STATED EXERCISE => Reply with one number: how many lines contain the word "React".

SOURCE DATA =>

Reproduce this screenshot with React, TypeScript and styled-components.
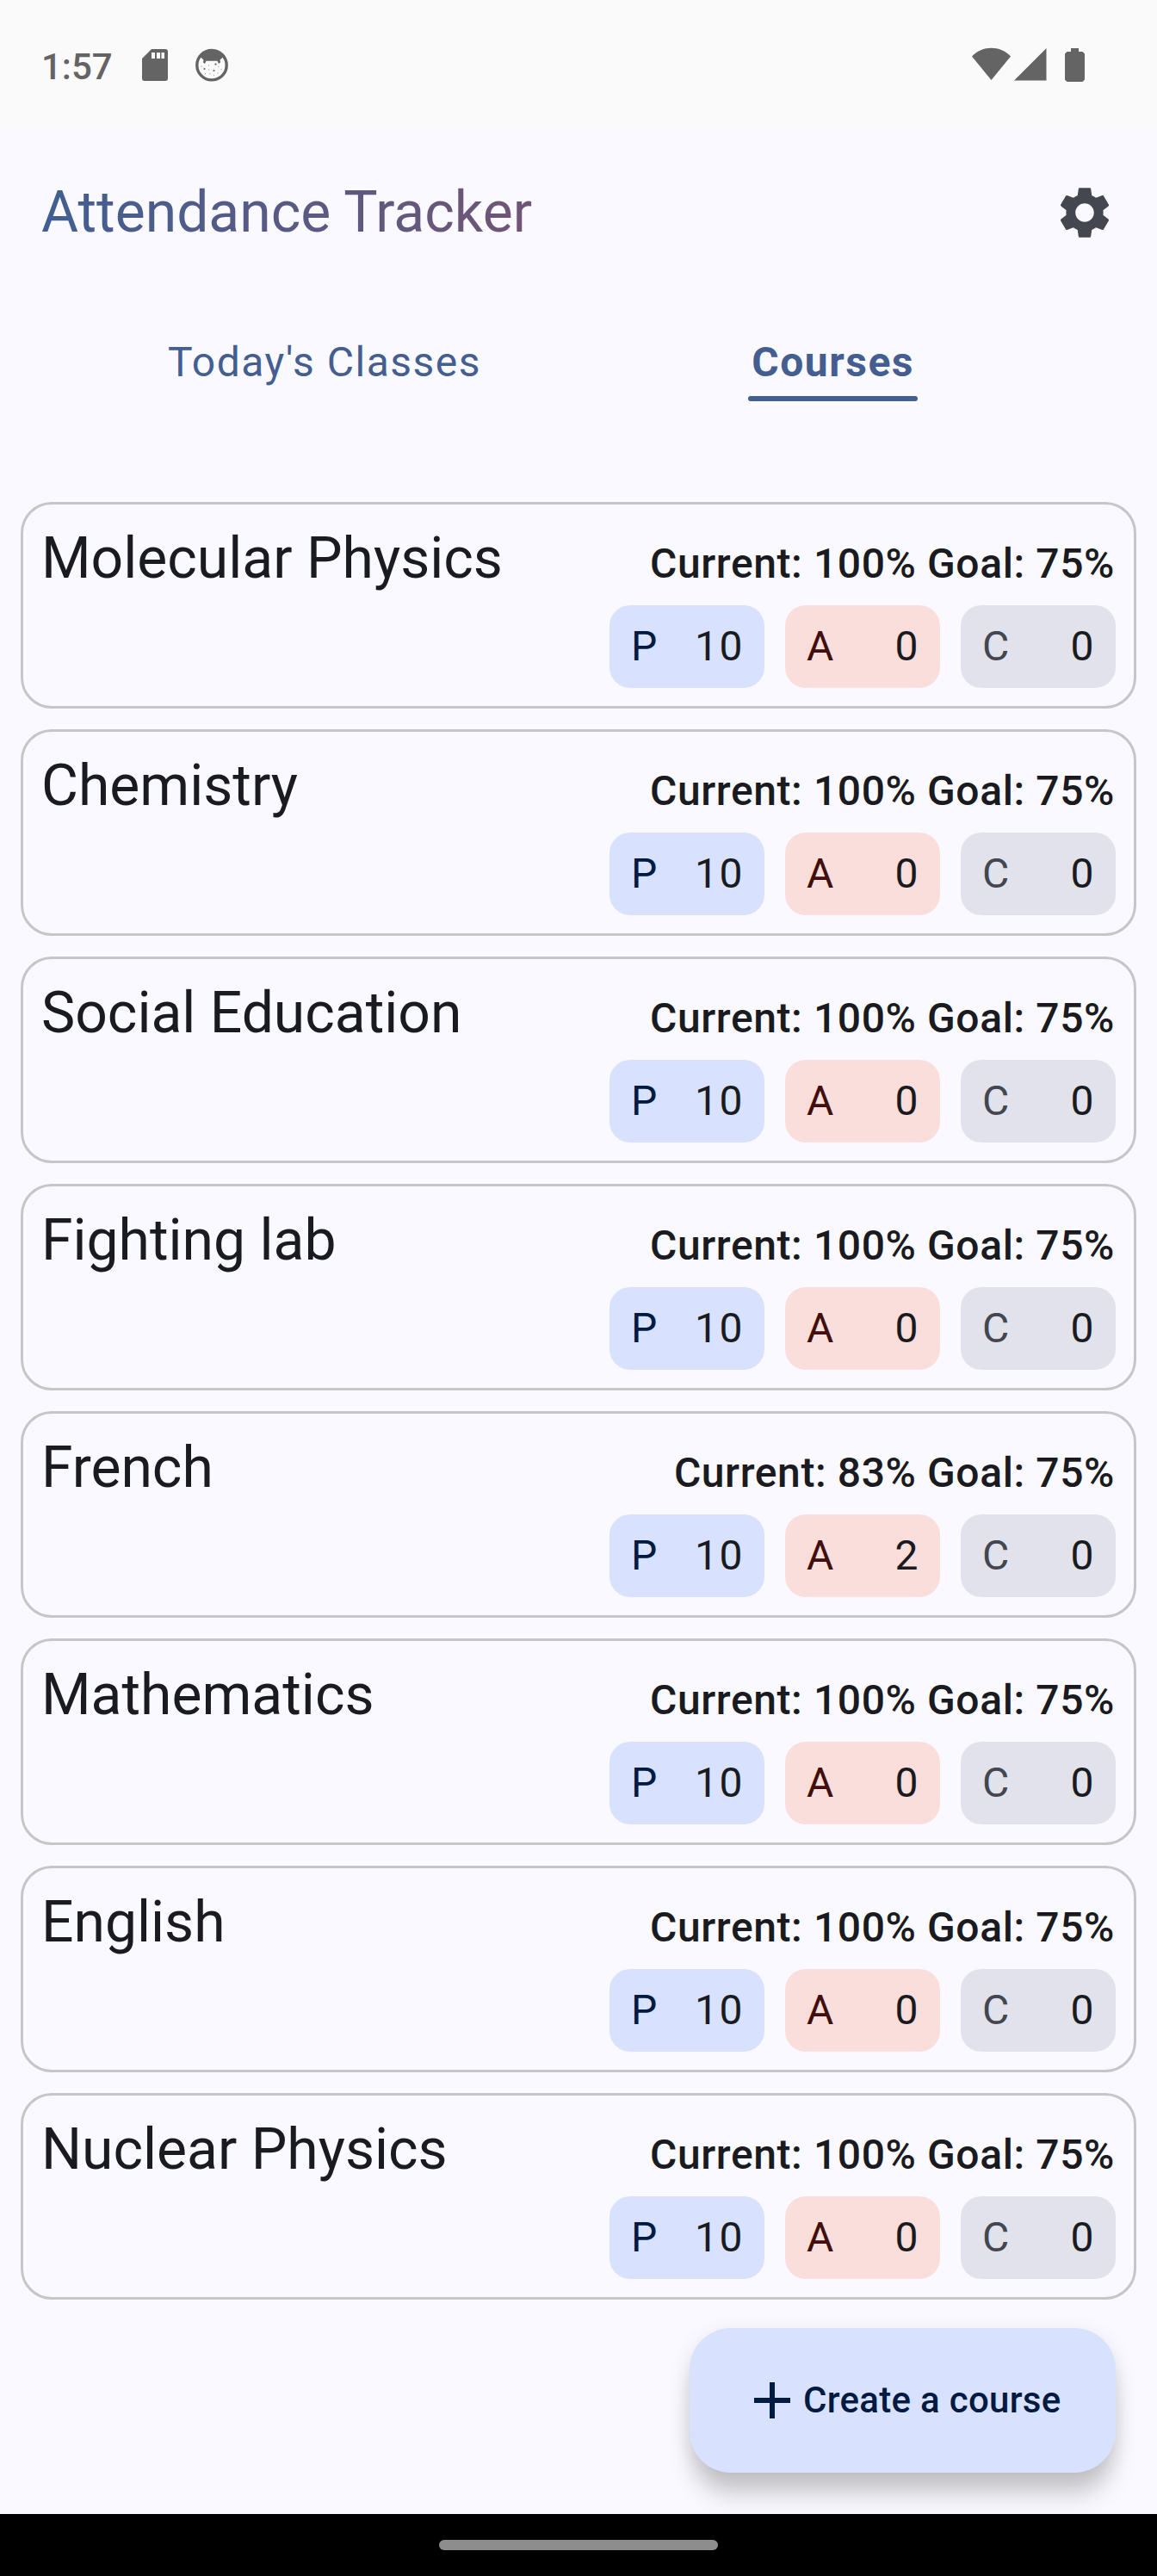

--

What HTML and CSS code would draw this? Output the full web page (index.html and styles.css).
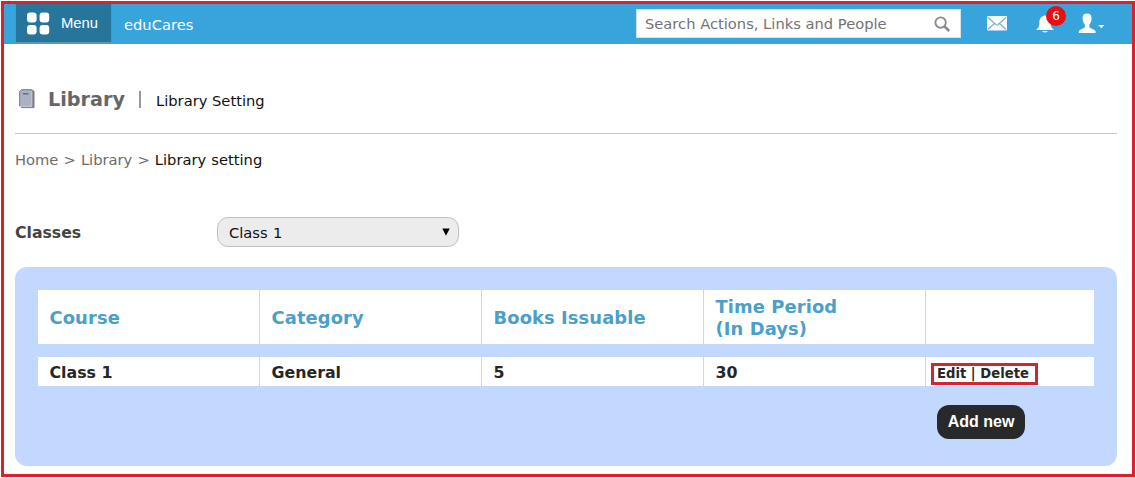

...

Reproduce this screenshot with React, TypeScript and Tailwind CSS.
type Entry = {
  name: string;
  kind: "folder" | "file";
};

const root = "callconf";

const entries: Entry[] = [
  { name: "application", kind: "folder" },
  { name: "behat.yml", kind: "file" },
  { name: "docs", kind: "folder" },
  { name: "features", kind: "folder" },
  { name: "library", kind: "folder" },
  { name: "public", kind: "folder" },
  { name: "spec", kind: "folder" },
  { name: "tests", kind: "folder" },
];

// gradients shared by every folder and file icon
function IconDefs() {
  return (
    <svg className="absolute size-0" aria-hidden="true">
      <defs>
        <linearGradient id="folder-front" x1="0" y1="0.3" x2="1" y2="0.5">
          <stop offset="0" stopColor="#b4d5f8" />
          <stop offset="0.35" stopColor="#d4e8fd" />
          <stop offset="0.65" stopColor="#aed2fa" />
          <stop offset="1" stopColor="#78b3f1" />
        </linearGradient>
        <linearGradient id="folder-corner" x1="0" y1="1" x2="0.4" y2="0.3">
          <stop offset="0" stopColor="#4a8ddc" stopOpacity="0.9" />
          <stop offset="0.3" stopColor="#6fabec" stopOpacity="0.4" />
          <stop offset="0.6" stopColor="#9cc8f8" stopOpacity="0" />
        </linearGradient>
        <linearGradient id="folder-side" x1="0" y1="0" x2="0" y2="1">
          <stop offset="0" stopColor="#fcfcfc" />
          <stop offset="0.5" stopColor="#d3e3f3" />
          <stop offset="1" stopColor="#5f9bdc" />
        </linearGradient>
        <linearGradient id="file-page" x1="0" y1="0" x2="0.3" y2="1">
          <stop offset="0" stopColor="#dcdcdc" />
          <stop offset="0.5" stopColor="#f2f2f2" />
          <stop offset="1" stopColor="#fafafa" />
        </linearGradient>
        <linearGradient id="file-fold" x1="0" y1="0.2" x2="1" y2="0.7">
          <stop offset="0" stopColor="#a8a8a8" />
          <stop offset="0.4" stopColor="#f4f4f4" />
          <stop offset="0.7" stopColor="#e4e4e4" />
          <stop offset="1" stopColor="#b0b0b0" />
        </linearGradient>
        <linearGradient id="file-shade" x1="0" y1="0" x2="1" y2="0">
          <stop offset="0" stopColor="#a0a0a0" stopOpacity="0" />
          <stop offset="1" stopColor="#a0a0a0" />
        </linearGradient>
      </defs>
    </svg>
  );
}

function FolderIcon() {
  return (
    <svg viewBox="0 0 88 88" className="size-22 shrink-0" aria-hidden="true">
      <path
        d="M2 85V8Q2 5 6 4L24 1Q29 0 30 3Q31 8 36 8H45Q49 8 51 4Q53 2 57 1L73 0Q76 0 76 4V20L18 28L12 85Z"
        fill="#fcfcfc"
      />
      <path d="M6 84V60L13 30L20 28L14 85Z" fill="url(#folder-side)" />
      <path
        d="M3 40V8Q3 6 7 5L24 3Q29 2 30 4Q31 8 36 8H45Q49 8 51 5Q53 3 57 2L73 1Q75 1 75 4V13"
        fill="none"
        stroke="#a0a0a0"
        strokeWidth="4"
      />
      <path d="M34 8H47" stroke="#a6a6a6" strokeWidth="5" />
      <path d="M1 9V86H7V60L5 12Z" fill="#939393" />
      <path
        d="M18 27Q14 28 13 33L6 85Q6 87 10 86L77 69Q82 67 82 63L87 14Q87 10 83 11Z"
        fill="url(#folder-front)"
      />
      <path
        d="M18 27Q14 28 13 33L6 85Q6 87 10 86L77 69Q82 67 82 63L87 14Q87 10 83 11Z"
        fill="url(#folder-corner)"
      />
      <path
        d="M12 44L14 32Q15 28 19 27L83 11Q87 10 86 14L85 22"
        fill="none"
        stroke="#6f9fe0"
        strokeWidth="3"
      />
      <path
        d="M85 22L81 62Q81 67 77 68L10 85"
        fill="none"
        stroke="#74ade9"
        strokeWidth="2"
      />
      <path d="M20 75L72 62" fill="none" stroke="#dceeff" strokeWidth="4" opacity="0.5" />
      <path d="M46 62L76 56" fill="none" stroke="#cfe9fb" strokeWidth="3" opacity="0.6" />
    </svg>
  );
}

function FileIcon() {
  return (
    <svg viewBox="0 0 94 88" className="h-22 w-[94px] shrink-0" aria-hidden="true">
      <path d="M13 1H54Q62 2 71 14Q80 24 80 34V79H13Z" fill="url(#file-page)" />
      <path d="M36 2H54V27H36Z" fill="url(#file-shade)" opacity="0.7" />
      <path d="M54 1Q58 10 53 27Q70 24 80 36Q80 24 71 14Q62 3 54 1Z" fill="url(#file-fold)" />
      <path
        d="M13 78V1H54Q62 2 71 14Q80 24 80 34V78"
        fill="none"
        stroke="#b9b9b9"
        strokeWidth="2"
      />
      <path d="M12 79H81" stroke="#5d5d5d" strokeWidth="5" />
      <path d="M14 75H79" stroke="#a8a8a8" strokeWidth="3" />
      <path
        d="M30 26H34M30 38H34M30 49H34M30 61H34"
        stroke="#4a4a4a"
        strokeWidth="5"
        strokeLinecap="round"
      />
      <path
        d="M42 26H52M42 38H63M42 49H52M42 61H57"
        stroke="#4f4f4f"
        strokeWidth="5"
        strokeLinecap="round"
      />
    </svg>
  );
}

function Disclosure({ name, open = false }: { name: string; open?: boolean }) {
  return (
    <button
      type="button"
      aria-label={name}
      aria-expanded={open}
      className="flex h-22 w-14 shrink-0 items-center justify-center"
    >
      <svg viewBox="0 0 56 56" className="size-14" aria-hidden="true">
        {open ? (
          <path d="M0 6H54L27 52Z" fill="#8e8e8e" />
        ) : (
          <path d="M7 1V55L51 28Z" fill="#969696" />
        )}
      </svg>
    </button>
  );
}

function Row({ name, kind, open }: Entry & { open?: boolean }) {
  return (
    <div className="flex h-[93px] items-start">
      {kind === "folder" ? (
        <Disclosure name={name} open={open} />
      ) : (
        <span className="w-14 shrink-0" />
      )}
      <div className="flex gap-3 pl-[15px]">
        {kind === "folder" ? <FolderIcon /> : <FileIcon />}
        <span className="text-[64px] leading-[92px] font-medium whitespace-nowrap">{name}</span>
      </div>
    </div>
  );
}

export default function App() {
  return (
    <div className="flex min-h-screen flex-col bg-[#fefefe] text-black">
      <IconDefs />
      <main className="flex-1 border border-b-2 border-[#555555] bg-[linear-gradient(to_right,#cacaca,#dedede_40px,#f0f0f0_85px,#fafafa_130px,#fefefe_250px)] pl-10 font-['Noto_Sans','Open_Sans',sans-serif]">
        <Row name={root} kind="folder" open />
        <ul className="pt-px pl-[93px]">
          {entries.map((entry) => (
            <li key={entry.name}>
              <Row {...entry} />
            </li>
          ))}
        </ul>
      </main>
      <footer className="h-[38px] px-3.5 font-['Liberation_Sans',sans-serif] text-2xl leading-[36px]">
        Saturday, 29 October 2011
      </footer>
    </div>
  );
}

SOLUTION BELOW => 2